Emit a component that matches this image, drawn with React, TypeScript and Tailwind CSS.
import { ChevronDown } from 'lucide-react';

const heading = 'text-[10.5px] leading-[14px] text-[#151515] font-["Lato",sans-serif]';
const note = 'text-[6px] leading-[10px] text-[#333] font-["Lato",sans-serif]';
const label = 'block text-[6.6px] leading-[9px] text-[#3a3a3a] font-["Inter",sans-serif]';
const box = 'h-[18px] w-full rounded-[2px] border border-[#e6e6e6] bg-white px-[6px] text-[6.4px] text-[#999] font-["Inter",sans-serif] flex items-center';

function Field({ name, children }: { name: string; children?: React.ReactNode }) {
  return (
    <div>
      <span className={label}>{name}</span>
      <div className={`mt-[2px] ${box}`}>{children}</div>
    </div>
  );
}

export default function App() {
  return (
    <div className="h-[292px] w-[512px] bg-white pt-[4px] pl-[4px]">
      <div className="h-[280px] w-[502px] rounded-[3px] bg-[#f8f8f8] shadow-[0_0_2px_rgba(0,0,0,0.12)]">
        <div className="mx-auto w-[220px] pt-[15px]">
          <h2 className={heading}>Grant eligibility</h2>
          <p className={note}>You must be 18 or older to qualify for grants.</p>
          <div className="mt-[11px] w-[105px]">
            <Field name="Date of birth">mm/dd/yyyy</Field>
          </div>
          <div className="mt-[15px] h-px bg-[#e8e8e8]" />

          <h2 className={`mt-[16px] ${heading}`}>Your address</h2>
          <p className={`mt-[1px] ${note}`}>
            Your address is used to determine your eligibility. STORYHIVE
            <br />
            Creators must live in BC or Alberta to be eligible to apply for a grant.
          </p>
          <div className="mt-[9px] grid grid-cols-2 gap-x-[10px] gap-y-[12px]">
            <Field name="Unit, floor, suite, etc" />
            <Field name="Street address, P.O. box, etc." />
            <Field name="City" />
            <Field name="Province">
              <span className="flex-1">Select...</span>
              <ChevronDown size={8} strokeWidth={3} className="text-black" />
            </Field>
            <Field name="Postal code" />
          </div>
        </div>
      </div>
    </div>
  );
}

──────────────────────────────

PROBLEM STATEMENT
Print the material above verbatim, first line through the line containing "const box = 'h-[18px]", both included.

ANSWER TO THE PROBLEM
Emit a component that matches this image, drawn with React, TypeScript and Tailwind CSS.
import { ChevronDown } from 'lucide-react';

const heading = 'text-[10.5px] leading-[14px] text-[#151515] font-["Lato",sans-serif]';
const note = 'text-[6px] leading-[10px] text-[#333] font-["Lato",sans-serif]';
const label = 'block text-[6.6px] leading-[9px] text-[#3a3a3a] font-["Inter",sans-serif]';
const box = 'h-[18px] w-full rounded-[2px] border border-[#e6e6e6] bg-white px-[6px] text-[6.4px] text-[#999] font-["Inter",sans-serif] flex items-center';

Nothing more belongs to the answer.